The oil price is certainly showing signs of recovery. Indeed, in its latest monthly report, the IEA notes that oil prices have risen by a whopping forty percent since early February.

But as the OilPrice website notes, much of this rise has nothing to do with the fundamentals of the oil market—supply and demand—it is due to the fact that speculators believe the price could go no further down.

As they say: “Much of the rally has a lot more to do with market sentiment than with the fundamentals. Oil speculators have closed out a huge chunk of their short positions, making bets that oil prices had reached a bottom. The short-covering rally contributed to a sharp jump in prices.”

“We’ve got the bottom in for oil,” argues influential trader Bill O’Grady, chief market strategist at Confluence Investment Management in St. Louis, which runs a portfolio of $3.4 billion. “Gasoline demand is improving and we have a strong speculative participation in the market. You are building a base for oil to trade between $30 to $50.”

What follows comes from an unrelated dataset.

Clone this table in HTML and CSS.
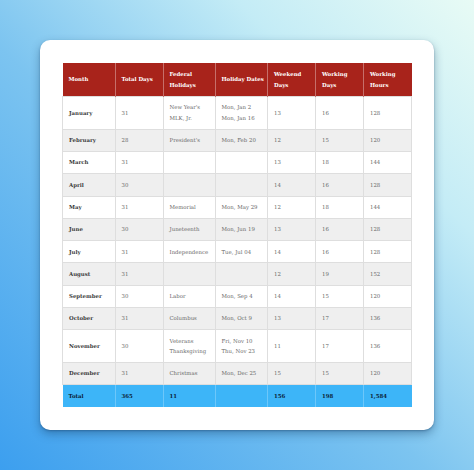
FILE: index.html
```html
<!DOCTYPE html>
<html>
<head>
<meta charset="utf-8">
<link rel="stylesheet" href="styles.css">
</head>
<body>
<div class="card">
<table class="cal">
<colgroup>
<col class="c1"><col class="c2"><col class="c3"><col class="c4"><col class="c5"><col class="c6"><col class="c7">
</colgroup>
<thead>
<tr><th>Month</th><th>Total Days</th><th>Federal<br>Holidays</th><th class="nw">Holiday Dates</th><th>Weekend<br>Days</th><th>Working<br>Days</th><th>Working<br>Hours</th></tr>
</thead>
<tbody>
<tr><td class="m">January</td><td>31</td><td>New Year's<br>MLK, Jr.</td><td>Mon, Jan 2<br>Mon, Jan 16</td><td>13</td><td>16</td><td>128</td></tr>
<tr><td class="m">February</td><td>28</td><td>President's</td><td>Mon, Feb 20</td><td>12</td><td>15</td><td>120</td></tr>
<tr><td class="m">March</td><td>31</td><td></td><td></td><td>13</td><td>18</td><td>144</td></tr>
<tr><td class="m">April</td><td>30</td><td></td><td></td><td>14</td><td>16</td><td>128</td></tr>
<tr><td class="m">May</td><td>31</td><td>Memorial</td><td>Mon, May 29</td><td>12</td><td>18</td><td>144</td></tr>
<tr><td class="m">June</td><td>30</td><td>Juneteenth</td><td>Mon, Jun 19</td><td>13</td><td>16</td><td>128</td></tr>
<tr><td class="m">July</td><td>31</td><td>Independence</td><td>Tue, Jul 04</td><td>14</td><td>16</td><td>128</td></tr>
<tr><td class="m">August</td><td>31</td><td></td><td></td><td>12</td><td>19</td><td>152</td></tr>
<tr><td class="m">September</td><td>30</td><td>Labor</td><td>Mon, Sep 4</td><td>14</td><td>15</td><td>120</td></tr>
<tr><td class="m">October</td><td>31</td><td>Columbus</td><td>Mon, Oct 9</td><td>13</td><td>17</td><td>136</td></tr>
<tr><td class="m">November</td><td>30</td><td>Veterans<br>Thanksgiving</td><td>Fri, Nov 10<br>Thu, Nov 23</td><td>11</td><td>17</td><td>136</td></tr>
<tr><td class="m">December</td><td>31</td><td>Christmas</td><td>Mon, Dec 25</td><td>15</td><td>15</td><td>120</td></tr>
</tbody>
<tfoot>
<tr><td>Total</td><td>365</td><td>11</td><td></td><td>156</td><td>198</td><td>1,584</td></tr>
</tfoot>
</table>
</div>
</body>
</html>
```
FILE: styles.css
```css
html, body {
  margin: 0;
  padding: 0;
}
body {
  width: 474px;
  height: 470px;
  overflow: hidden;
  background: linear-gradient(to top right, #3c9fef 0%, #7cc4f0 45%, #c4ecf6 75%, #e8fbf5 100%);
  padding: 40px;
  box-sizing: border-box;
  font-family: "DejaVu Serif", serif;
}
.card {
  width: 394px;
  height: 390px;
  box-sizing: border-box;
  background: #fff;
  border-radius: 10px;
  padding: 23px 23px 0 22px;
  box-shadow: 0 4px 10px rgba(20, 60, 100, 0.4), 0 1px 2px rgba(20, 60, 100, 0.35);
}
.cal {
  width: 349px;
  border-collapse: collapse;
  table-layout: fixed;
  font-size: 5.4px;
  line-height: 10.5px;
}
.c1 { width: 52.5px; }
.c2 { width: 48px; }
.c3 { width: 52px; }
.c4 { width: 52.5px; }
.c5 { width: 48px; }
.c6 { width: 48px; }
.c7 { width: 48px; }
.cal th {
  background: #a8231b;
  color: #fff;
  font-weight: bold;
  text-align: left;
  padding: 6px 2px 6px 6px;
  border-left: 1px solid rgba(255, 255, 255, 0.35);
  height: 21px;
}
.cal th.nw { white-space: nowrap; }
.cal th:first-child { border-left: 0; }
.cal td {
  color: #6a6a6a;
  text-align: left;
  padding: 5.4px 6px;
  border: 1px solid #dedede;
  vertical-align: middle;
}
.cal tbody tr:nth-child(even) td {
  background: #efefef;
}
.cal td.m {
  color: #3c3c3c;
  font-weight: bold;
}
.cal tfoot td {
  background: #3db5f8;
  color: #0b2236;
  font-weight: bold;
  border: 0;
  border-left: 1px solid rgba(255, 255, 255, 0.25);
}
.cal tfoot td:first-child { border-left: 0; }
```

Whether this recent rise is actually good for the oil industry is open to debate. Some analysts believe that the rise could become “self-defeating” as it will allow some American shale producers to ramp up production, after moth-balling certain operations due to the price plunge.

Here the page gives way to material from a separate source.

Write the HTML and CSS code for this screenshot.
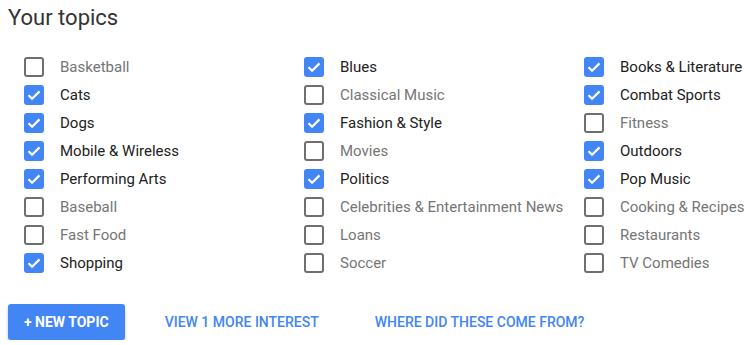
FILE: index.html
```html
<!DOCTYPE html>
<html lang="en">
<head>
  <meta charset="UTF-8">
  <meta name="viewport" content="width=device-width, initial-scale=1.0">
  <title>Your topics</title>
  <link rel="stylesheet" href="styles.css">
</head>
<body>
  <div class="topics-container">
    <h1>Your topics</h1>
    <div class="topic-grid">
      <label class="topic"><span class="box"></span>Basketball</label>
      <label class="topic checked"><span class="box"><svg viewBox="0 0 20 20"><path d="M4.5 10.2l3.6 3.6 7.4-7.4"/></svg></span>Blues</label>
      <label class="topic checked"><span class="box"><svg viewBox="0 0 20 20"><path d="M4.5 10.2l3.6 3.6 7.4-7.4"/></svg></span>Books &amp; Literature</label>

      <label class="topic checked"><span class="box"><svg viewBox="0 0 20 20"><path d="M4.5 10.2l3.6 3.6 7.4-7.4"/></svg></span>Cats</label>
      <label class="topic"><span class="box"></span>Classical Music</label>
      <label class="topic checked"><span class="box"><svg viewBox="0 0 20 20"><path d="M4.5 10.2l3.6 3.6 7.4-7.4"/></svg></span>Combat Sports</label>

      <label class="topic checked"><span class="box"><svg viewBox="0 0 20 20"><path d="M4.5 10.2l3.6 3.6 7.4-7.4"/></svg></span>Dogs</label>
      <label class="topic checked"><span class="box"><svg viewBox="0 0 20 20"><path d="M4.5 10.2l3.6 3.6 7.4-7.4"/></svg></span>Fashion &amp; Style</label>
      <label class="topic"><span class="box"></span>Fitness</label>

      <label class="topic checked"><span class="box"><svg viewBox="0 0 20 20"><path d="M4.5 10.2l3.6 3.6 7.4-7.4"/></svg></span>Mobile &amp; Wireless</label>
      <label class="topic"><span class="box"></span>Movies</label>
      <label class="topic checked"><span class="box"><svg viewBox="0 0 20 20"><path d="M4.5 10.2l3.6 3.6 7.4-7.4"/></svg></span>Outdoors</label>

      <label class="topic checked"><span class="box"><svg viewBox="0 0 20 20"><path d="M4.5 10.2l3.6 3.6 7.4-7.4"/></svg></span>Performing Arts</label>
      <label class="topic checked"><span class="box"><svg viewBox="0 0 20 20"><path d="M4.5 10.2l3.6 3.6 7.4-7.4"/></svg></span>Politics</label>
      <label class="topic checked"><span class="box"><svg viewBox="0 0 20 20"><path d="M4.5 10.2l3.6 3.6 7.4-7.4"/></svg></span>Pop Music</label>

      <label class="topic"><span class="box"></span>Baseball</label>
      <label class="topic"><span class="box"></span>Celebrities &amp; Entertainment News</label>
      <label class="topic"><span class="box"></span>Cooking &amp; Recipes</label>

      <label class="topic"><span class="box"></span>Fast Food</label>
      <label class="topic"><span class="box"></span>Loans</label>
      <label class="topic"><span class="box"></span>Restaurants</label>

      <label class="topic checked"><span class="box"><svg viewBox="0 0 20 20"><path d="M4.5 10.2l3.6 3.6 7.4-7.4"/></svg></span>Shopping</label>
      <label class="topic"><span class="box"></span>Soccer</label>
      <label class="topic"><span class="box"></span>TV Comedies</label>
    </div>
    <div class="actions">
      <button type="button" class="new-topic">+ New topic</button>
      <a href="#" class="link view-more">View 1 more interest</a>
      <a href="#" class="link">Where did these come from?</a>
    </div>
  </div>
</body>
</html>
```

FILE: styles.css
```css
body {
  font-family: Roboto, "Liberation Sans", Arial, sans-serif;
  margin: 0;
  padding: 0;
  background-color: #fff;
  color: #212121;
}
.topics-container {
  padding: 0 8px;
}
.topics-container h1 {
  font-size: 22px;
  font-weight: 400;
  line-height: 28px;
  color: #333;
  margin: 4px 0 21px;
}
.topic-grid {
  display: grid;
  grid-template-columns: 280px 280px auto;
  grid-auto-rows: 28px;
  padding-left: 16px;
}
.topic {
  display: flex;
  align-items: center;
  font-size: 15px;
  color: #757575;
  white-space: nowrap;
}
.topic.checked {
  color: #212121;
}
.box {
  box-sizing: border-box;
  width: 20px;
  height: 20px;
  border: 2px solid #6f6f6f;
  border-radius: 3px;
  margin-right: 16px;
  flex-shrink: 0;
  display: flex;
}
.topic.checked .box {
  background-color: #4285f4;
  border: none;
}
.box svg {
  width: 20px;
  height: 20px;
  fill: none;
  stroke: #fff;
  stroke-width: 2.2;
}
.actions {
  display: flex;
  align-items: center;
  margin-top: 27px;
}
.new-topic {
  height: 36px;
  padding: 0 16px;
  background-color: #4285f4;
  color: #fff;
  border: none;
  border-radius: 3px;
  box-shadow: 0 2px 3px rgba(0, 0, 0, 0.25);
  font-family: inherit;
  font-size: 14px;
  font-weight: 700;
  text-transform: uppercase;
  cursor: pointer;
}
.link {
  color: #4285f4;
  font-size: 14px;
  font-weight: 500;
  text-transform: uppercase;
  text-decoration: none;
}
.view-more {
  margin: 0 56px 0 40px;
}
```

One such analyst Jeffrey Currie, the head of commodities research at Goldman Sachs, argues “My concern is if the market surges right back to $50 a barrel … we just end up with another problem six months from now.”

But whether the U.S. shale industry can just crank up production and act as what is known as a “swing producer,” is now open to debate.

Restarting production overnight is just not going to happen. The shale industry may have cut itself too close to the bone to be able to start running again.

The industry has shed more than 100,000 jobs in the last year and these cannot be replaced at a click of the fingers. Some 60 percent of fracking equipment is idle or offsite.

Alex Beeker, a Wood Mackenzie analyst says simply: a recovery “doesn’t happen overnight.”

Others agree. According to today’s Wall Street Journal “As oil prices show some signs of stabilizing, American producers and oilfield-services companies are warning that they may not be able to jump-start drilling.”

The Wall Street Journal argues that the reason for this is that “many independent companies are too financially strapped, have let go too many workers or have idled too much equipment to immediately ramp up again.”

John Hess, the chief executive of Hess Corporation tells the paper: “The balance sheets of these shale-only producers have to be repaired for them to get back to drilling. That’s going to curb any recovery.”

Others are equally cautious. Lynn Helms, director of North Dakota’s Department of Mineral Resources is quoted as saying, “If you’ve been on a strict diet for a long period of time, it takes a while to put the weight back on.”

Indeed, the boss of one fracking company, Basic Energy Services, which has laid off more than 40 percent of its workforce, told a conference last week: “We have lost a lot of good people. They won’t be back.”